══ Data listing
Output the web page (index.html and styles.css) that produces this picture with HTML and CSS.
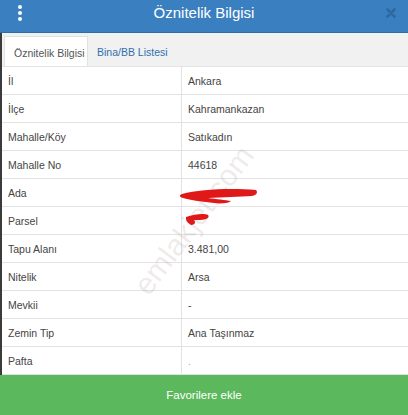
FILE: index.html
```
<!DOCTYPE html>
<html lang="tr">
<head>
    <meta charset="UTF-8">
    <meta name="viewport" content="width=device-width, initial-scale=1.0">
    <title>Öznitelik Bilgisi</title>
    <link rel="stylesheet" href="styles.css">
</head>
<body>
    <div class="modal">
        <div class="modal-header">
            <span class="menu-dots"><i></i><i></i><i></i></span>
            <h1>Öznitelik Bilgisi</h1>
            <svg class="close" width="10" height="10" viewBox="0 0 10 10">
                <path d="M1.5 1.5 L8.5 8.5 M8.5 1.5 L1.5 8.5" stroke="#2c6399" stroke-width="2.6" stroke-linecap="round"/>
            </svg>
        </div>

        <div class="modal-body">
            <ul class="tabs">
                <li class="tab active">Öznitelik Bilgisi</li>
                <li class="tab">Bina/BB Listesi</li>
            </ul>

            <div class="table-wrap">
                <table class="info">
                    <tr><td>İl</td><td>Ankara</td></tr>
                    <tr><td>İlçe</td><td>Kahramankazan</td></tr>
                    <tr><td>Mahalle/Köy</td><td>Satıkadın</td></tr>
                    <tr><td>Mahalle No</td><td>44618</td></tr>
                    <tr><td>Ada</td><td></td></tr>
                    <tr><td>Parsel</td><td></td></tr>
                    <tr><td>Tapu Alanı</td><td>3.481,00</td></tr>
                    <tr><td>Nitelik</td><td>Arsa</td></tr>
                    <tr><td>Mevkii</td><td>-</td></tr>
                    <tr><td>Zemin Tip</td><td>Ana Taşınmaz</td></tr>
                    <tr><td>Pafta</td><td class="muted">.</td></tr>
                </table>

                <div class="watermark">emlakjet.com</div>

                <!-- karalamalar -->
                <svg class="scribble" width="408" height="308" viewBox="0 0 408 308">
                    <path d="M182 127 C200 122 232 121 256 123 C258 125 257 128 252 129 C240 130 222 130 208 131 C216 132 226 133 231 134 C229 136 222 137 214 136 C204 135 190 133 183 131 C179 130 179 128 182 127 Z" fill="#e01818"/>
                    <path d="M186 150 C195 147 204 146 208 148 C210 150 207 153 200 153 C197 153 195 153 194 153 C196 155 195 158 191 158 C188 156 186 154 186 152 Z" fill="#e01818"/>
                </svg>
            </div>
        </div>

        <button class="fav-btn">Favorilere ekle</button>
    </div>
</body>
</html>
```

FILE: styles.css
```
body {
    margin: 0;
    font-family: 'Liberation Sans', Arial, sans-serif;
    color: #333;
    background: #fff;
}
.modal {
    width: 408px;
    height: 415px;
    display: flex;
    flex-direction: column;
    overflow: hidden;
}
.modal-header {
    height: 32px;
    background-color: #3a7fc0;
    border-bottom: 1px solid #2e6da4;
    display: flex;
    align-items: center;
    position: relative;
}
.modal-header h1 {
    flex: 1;
    margin: 0 0 6px;
    text-align: center;
    font-size: 15px;
    font-weight: normal;
    color: #fff;
}
.menu-dots {
    position: absolute;
    left: 18px;
    top: 5px;
    display: flex;
    flex-direction: column;
    gap: 2px;
}
.menu-dots i {
    width: 4px;
    height: 4px;
    border-radius: 50%;
    background: #fff;
}
.close {
    position: absolute;
    right: 12px;
    top: 8px;
    opacity: 0.8;
}
.modal-body {
    flex: 1;
    border-left: 2px solid #3b3b3b;
    display: flex;
    flex-direction: column;
}
.tabs {
    list-style: none;
    margin: 0;
    padding: 3px 0 0 2px;
    height: 30px;
    background-color: #f1f1f1;
    display: flex;
    border-bottom: 1px solid #e4e4e4;
}
.tab {
    padding: 10px 9px 0;
    font-size: 10.5px;
    color: #2f6fad;
}
.tab.active {
    background: #fff;
    color: #555;
    border: 1px solid #e2e2e2;
    border-bottom: none;
    width: 64px;
    white-space: nowrap;
}
.table-wrap {
    position: relative;
    flex: 1;
}
.info {
    width: 100%;
    border-collapse: collapse;
    font-size: 10.5px;
}
.info td {
    height: 26px;
    padding: 1px 0 0 6px;
    border-bottom: 1px solid #e2e2e2;
    color: #444;
}
.info td:first-child {
    width: 173px;
    border-right: 1px solid #e2e2e2;
}
.info td.muted {
    color: #aaa;
}
.scribble {
    position: absolute;
    left: -2px;
    top: 0;
}
.watermark {
    position: absolute;
    left: 103px;
    top: 135px;
    width: 180px;
    font-size: 30px;
    line-height: 34px;
    color: rgba(170, 150, 150, 0.2);
    transform: rotate(-53deg);
    white-space: nowrap;
    pointer-events: none;
}
.fav-btn {
    height: 41px;
    border: none;
    background-color: #5cb85c;
    color: #fff;
    font-family: 'Liberation Sans', Arial, sans-serif;
    font-size: 11.5px;
    width: 100%;
}
```
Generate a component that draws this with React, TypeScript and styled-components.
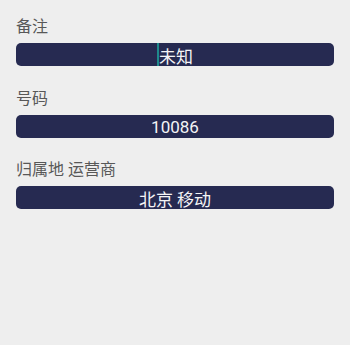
════
§ Task instructions: Repeat the material above word for word and skip every image in it.

§ Problem solution:
Output the web page (index.html and styles.css) that produces this picture with HTML and CSS.
FILE: index.html
```
<!DOCTYPE html>
<html lang="tr">
<head>
    <meta charset="UTF-8">
    <meta name="viewport" content="width=device-width, initial-scale=1.0">
    <title>Öznitelik Bilgisi</title>
    <link rel="stylesheet" href="styles.css">
</head>
<body>
    <div class="modal">
        <div class="modal-header">
            <span class="menu-dots"><i></i><i></i><i></i></span>
            <h1>Öznitelik Bilgisi</h1>
            <svg class="close" width="10" height="10" viewBox="0 0 10 10">
                <path d="M1.5 1.5 L8.5 8.5 M8.5 1.5 L1.5 8.5" stroke="#2c6399" stroke-width="2.6" stroke-linecap="round"/>
            </svg>
        </div>

        <div class="modal-body">
            <ul class="tabs">
                <li class="tab active">Öznitelik Bilgisi</li>
                <li class="tab">Bina/BB Listesi</li>
            </ul>

            <div class="table-wrap">
                <table class="info">
                    <tr><td>İl</td><td>Ankara</td></tr>
                    <tr><td>İlçe</td><td>Kahramankazan</td></tr>
                    <tr><td>Mahalle/Köy</td><td>Satıkadın</td></tr>
                    <tr><td>Mahalle No</td><td>44618</td></tr>
                    <tr><td>Ada</td><td></td></tr>
                    <tr><td>Parsel</td><td></td></tr>
                    <tr><td>Tapu Alanı</td><td>3.481,00</td></tr>
                    <tr><td>Nitelik</td><td>Arsa</td></tr>
                    <tr><td>Mevkii</td><td>-</td></tr>
                    <tr><td>Zemin Tip</td><td>Ana Taşınmaz</td></tr>
                    <tr><td>Pafta</td><td class="muted">.</td></tr>
                </table>

                <div class="watermark">emlakjet.com</div>

                <!-- karalamalar -->
                <svg class="scribble" width="408" height="308" viewBox="0 0 408 308">
                    <path d="M182 127 C200 122 232 121 256 123 C258 125 257 128 252 129 C240 130 222 130 208 131 C216 132 226 133 231 134 C229 136 222 137 214 136 C204 135 190 133 183 131 C179 130 179 128 182 127 Z" fill="#e01818"/>
                    <path d="M186 150 C195 147 204 146 208 148 C210 150 207 153 200 153 C197 153 195 153 194 153 C196 155 195 158 191 158 C188 156 186 154 186 152 Z" fill="#e01818"/>
                </svg>
            </div>
        </div>

        <button class="fav-btn">Favorilere ekle</button>
    </div>
</body>
</html>
```

FILE: styles.css
```
body {
    margin: 0;
    font-family: 'Liberation Sans', Arial, sans-serif;
    color: #333;
    background: #fff;
}
.modal {
    width: 408px;
    height: 415px;
    display: flex;
    flex-direction: column;
    overflow: hidden;
}
.modal-header {
    height: 32px;
    background-color: #3a7fc0;
    border-bottom: 1px solid #2e6da4;
    display: flex;
    align-items: center;
    position: relative;
}
.modal-header h1 {
    flex: 1;
    margin: 0 0 6px;
    text-align: center;
    font-size: 15px;
    font-weight: normal;
    color: #fff;
}
.menu-dots {
    position: absolute;
    left: 18px;
    top: 5px;
    display: flex;
    flex-direction: column;
    gap: 2px;
}
.menu-dots i {
    width: 4px;
    height: 4px;
    border-radius: 50%;
    background: #fff;
}
.close {
    position: absolute;
    right: 12px;
    top: 8px;
    opacity: 0.8;
}
.modal-body {
    flex: 1;
    border-left: 2px solid #3b3b3b;
    display: flex;
    flex-direction: column;
}
.tabs {
    list-style: none;
    margin: 0;
    padding: 3px 0 0 2px;
    height: 30px;
    background-color: #f1f1f1;
    display: flex;
    border-bottom: 1px solid #e4e4e4;
}
.tab {
    padding: 10px 9px 0;
    font-size: 10.5px;
    color: #2f6fad;
}
.tab.active {
    background: #fff;
    color: #555;
    border: 1px solid #e2e2e2;
    border-bottom: none;
    width: 64px;
    white-space: nowrap;
}
.table-wrap {
    position: relative;
    flex: 1;
}
.info {
    width: 100%;
    border-collapse: collapse;
    font-size: 10.5px;
}
.info td {
    height: 26px;
    padding: 1px 0 0 6px;
    border-bottom: 1px solid #e2e2e2;
    color: #444;
}
.info td:first-child {
    width: 173px;
    border-right: 1px solid #e2e2e2;
}
.info td.muted {
    color: #aaa;
}
.scribble {
    position: absolute;
    left: -2px;
    top: 0;
}
.watermark {
    position: absolute;
    left: 103px;
    top: 135px;
    width: 180px;
    font-size: 30px;
    line-height: 34px;
    color: rgba(170, 150, 150, 0.2);
    transform: rotate(-53deg);
    white-space: nowrap;
    pointer-events: none;
}
.fav-btn {
    height: 41px;
    border: none;
    background-color: #5cb85c;
    color: #fff;
    font-family: 'Liberation Sans', Arial, sans-serif;
    font-size: 11.5px;
    width: 100%;
}
```
Generate a component that draws this with React, TypeScript and styled-components.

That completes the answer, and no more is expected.